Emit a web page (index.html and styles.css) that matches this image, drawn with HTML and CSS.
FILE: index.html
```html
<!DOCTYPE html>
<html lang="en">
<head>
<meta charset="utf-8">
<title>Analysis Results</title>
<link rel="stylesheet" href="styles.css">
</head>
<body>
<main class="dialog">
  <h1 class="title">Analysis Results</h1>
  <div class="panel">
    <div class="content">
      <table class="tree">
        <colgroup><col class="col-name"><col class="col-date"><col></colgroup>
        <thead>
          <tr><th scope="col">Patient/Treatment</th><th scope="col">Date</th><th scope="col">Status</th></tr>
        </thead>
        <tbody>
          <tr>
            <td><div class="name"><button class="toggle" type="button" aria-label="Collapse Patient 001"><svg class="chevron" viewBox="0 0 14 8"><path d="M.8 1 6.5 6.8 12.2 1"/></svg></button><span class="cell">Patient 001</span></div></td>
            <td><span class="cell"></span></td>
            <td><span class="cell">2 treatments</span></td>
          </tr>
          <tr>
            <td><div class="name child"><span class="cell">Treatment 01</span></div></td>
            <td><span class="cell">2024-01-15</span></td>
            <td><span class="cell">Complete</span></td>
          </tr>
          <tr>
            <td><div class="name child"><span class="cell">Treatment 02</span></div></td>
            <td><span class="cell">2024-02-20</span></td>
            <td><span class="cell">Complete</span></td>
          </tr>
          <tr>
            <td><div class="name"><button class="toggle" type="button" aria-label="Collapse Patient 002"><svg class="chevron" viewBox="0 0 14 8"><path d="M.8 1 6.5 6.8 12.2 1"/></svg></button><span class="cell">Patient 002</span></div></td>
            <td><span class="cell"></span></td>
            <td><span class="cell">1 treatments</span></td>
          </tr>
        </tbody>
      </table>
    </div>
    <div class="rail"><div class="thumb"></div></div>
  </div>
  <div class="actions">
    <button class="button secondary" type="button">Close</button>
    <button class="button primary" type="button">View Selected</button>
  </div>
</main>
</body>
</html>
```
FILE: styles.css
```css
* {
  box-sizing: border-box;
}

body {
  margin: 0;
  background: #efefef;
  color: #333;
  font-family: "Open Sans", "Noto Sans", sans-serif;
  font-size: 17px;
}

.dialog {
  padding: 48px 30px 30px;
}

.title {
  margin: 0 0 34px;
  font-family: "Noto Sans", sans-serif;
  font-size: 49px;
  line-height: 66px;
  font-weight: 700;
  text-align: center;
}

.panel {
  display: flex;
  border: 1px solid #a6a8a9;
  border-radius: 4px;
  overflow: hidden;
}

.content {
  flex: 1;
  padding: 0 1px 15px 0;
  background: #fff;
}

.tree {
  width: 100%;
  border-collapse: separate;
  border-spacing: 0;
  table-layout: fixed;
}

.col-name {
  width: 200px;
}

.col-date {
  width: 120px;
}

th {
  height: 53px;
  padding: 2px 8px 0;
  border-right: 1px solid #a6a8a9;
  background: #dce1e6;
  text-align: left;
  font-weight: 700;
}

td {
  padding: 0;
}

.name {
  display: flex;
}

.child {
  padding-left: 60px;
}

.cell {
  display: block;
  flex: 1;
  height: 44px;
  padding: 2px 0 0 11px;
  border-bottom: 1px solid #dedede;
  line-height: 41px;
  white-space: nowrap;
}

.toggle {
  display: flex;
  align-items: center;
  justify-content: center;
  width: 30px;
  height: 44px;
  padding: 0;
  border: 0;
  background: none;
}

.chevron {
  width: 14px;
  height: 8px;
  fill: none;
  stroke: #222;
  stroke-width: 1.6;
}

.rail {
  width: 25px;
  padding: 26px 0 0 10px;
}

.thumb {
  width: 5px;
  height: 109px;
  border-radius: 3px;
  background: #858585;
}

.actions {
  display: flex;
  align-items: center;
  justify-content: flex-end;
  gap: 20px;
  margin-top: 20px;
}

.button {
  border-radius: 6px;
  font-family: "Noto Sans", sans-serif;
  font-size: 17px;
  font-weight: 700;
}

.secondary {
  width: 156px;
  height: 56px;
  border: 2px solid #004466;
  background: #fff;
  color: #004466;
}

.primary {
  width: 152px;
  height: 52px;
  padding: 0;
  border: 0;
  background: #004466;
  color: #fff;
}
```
++++++++++++++++++++
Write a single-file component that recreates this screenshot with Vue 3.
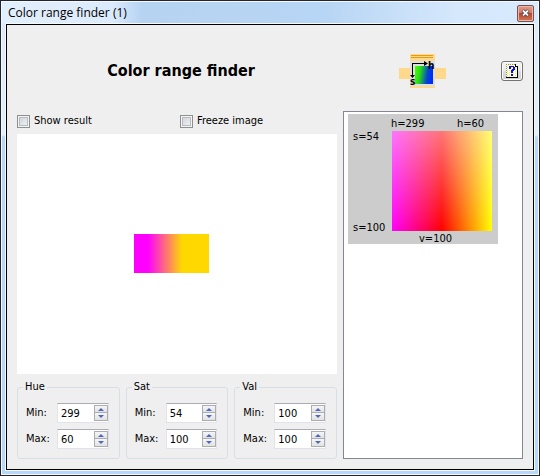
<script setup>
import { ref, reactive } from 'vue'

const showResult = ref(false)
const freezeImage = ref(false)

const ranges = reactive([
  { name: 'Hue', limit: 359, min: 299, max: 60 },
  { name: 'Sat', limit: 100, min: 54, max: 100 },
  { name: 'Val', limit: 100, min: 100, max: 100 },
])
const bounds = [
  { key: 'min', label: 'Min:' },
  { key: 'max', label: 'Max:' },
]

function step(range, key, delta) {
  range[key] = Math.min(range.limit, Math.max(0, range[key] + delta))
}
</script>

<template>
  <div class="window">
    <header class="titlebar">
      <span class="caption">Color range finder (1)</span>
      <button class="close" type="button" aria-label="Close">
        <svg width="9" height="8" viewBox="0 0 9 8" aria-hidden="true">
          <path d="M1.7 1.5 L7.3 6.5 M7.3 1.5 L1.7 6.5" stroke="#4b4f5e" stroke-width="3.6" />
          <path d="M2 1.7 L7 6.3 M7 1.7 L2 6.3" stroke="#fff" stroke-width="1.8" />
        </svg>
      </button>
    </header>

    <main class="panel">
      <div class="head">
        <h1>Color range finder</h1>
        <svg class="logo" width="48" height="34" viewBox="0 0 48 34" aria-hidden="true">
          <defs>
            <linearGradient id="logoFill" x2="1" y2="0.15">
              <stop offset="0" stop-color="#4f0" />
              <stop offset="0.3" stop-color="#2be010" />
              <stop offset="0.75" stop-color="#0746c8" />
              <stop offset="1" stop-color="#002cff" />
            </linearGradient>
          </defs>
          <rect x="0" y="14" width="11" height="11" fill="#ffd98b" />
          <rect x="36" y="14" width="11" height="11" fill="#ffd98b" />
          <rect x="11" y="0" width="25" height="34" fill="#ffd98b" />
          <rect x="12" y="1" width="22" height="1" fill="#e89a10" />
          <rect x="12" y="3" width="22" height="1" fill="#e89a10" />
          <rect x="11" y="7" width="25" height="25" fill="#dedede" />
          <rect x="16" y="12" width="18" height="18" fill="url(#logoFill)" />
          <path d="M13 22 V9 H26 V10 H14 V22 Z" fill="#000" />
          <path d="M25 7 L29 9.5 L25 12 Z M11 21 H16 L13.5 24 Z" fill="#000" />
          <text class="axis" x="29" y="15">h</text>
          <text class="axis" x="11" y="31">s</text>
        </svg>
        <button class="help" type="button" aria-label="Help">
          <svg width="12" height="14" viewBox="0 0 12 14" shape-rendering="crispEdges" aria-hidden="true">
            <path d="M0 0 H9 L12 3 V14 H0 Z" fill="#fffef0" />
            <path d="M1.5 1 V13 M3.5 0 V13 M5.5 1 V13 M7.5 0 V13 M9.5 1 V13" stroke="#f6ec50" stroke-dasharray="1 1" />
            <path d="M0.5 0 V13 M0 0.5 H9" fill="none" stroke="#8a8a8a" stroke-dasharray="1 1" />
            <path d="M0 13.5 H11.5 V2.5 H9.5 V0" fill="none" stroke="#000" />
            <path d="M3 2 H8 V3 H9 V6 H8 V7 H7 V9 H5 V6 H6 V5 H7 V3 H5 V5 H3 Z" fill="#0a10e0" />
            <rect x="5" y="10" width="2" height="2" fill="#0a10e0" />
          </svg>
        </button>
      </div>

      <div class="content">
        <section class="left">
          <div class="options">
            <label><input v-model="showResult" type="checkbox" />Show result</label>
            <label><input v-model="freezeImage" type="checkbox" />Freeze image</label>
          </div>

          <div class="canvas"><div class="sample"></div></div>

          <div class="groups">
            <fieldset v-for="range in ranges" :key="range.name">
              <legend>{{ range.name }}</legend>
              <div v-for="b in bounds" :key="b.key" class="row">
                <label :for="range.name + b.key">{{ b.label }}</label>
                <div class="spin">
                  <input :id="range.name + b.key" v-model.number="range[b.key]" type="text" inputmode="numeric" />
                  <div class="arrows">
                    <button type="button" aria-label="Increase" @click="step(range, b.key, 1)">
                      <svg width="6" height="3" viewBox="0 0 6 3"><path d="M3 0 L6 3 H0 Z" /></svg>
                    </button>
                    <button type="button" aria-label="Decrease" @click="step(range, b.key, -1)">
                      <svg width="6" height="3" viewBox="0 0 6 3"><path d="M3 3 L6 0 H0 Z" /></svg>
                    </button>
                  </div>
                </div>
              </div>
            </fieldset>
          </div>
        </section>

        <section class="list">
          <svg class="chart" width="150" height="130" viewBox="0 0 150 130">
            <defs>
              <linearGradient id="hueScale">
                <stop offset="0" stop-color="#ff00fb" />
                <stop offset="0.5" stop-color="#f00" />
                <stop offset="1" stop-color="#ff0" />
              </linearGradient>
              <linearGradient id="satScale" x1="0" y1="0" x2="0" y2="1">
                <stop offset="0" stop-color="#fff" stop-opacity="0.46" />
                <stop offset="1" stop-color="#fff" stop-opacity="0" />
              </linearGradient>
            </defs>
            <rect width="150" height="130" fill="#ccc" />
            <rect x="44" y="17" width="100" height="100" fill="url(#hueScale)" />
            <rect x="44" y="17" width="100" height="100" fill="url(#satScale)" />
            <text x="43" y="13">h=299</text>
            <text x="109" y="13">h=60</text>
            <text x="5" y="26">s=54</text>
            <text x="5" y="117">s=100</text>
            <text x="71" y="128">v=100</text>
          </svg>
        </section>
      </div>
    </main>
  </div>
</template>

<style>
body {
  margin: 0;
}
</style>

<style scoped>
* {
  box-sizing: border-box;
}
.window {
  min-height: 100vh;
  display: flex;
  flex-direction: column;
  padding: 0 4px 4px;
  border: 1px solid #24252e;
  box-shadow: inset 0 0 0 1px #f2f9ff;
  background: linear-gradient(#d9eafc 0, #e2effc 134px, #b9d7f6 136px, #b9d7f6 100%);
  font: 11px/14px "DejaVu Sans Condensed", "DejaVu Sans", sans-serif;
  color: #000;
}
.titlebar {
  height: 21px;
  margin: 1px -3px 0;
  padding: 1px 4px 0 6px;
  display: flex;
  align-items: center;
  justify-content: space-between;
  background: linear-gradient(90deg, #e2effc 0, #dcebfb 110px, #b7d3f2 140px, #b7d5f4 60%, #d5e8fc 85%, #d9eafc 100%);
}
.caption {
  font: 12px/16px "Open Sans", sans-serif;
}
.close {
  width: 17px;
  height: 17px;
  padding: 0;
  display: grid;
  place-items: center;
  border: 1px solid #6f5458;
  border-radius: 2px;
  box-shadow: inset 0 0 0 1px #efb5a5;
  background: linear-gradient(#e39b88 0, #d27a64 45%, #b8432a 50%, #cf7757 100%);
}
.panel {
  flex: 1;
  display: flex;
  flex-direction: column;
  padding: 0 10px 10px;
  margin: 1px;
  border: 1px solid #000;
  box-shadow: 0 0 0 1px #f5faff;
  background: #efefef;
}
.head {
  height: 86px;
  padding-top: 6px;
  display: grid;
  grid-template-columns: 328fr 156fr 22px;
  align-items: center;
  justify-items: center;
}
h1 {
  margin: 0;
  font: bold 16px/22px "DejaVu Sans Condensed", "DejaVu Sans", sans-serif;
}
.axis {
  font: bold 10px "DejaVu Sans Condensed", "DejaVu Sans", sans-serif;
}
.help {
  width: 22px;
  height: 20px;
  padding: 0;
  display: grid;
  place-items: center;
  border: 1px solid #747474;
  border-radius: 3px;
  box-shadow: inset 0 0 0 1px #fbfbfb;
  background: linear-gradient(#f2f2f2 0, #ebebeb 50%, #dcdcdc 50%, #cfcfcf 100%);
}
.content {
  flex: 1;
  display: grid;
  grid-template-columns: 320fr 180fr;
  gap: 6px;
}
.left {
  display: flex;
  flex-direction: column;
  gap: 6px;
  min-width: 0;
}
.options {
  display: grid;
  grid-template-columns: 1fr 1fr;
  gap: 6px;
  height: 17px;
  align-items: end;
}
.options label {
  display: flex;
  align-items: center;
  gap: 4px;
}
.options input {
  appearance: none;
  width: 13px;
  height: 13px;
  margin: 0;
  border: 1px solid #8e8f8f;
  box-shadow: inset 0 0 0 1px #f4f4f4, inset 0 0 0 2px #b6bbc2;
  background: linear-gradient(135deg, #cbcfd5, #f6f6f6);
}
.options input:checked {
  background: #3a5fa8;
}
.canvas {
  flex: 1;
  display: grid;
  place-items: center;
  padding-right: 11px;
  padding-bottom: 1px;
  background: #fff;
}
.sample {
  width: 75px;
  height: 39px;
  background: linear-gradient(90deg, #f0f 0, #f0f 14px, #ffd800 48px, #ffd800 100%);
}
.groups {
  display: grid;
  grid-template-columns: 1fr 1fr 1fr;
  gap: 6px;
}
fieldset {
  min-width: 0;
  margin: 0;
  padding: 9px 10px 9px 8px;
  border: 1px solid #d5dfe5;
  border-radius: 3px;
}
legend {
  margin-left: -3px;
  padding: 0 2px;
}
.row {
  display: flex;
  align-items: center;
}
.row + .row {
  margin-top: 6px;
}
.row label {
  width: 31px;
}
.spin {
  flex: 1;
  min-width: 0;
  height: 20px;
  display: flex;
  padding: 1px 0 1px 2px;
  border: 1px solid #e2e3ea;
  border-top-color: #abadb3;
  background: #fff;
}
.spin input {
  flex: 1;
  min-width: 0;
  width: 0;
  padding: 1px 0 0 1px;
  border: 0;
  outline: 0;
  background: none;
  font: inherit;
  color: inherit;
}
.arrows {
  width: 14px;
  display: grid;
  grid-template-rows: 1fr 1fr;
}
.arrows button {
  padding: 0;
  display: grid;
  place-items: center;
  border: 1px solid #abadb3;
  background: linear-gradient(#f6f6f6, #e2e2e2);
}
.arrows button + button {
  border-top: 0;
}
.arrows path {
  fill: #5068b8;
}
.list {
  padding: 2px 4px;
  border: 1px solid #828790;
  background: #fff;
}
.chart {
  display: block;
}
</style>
++++++++++++++++++++
Request – In the listing above, how many lines include the word "index"? Answer with the number and nothing more.

Finished task – 2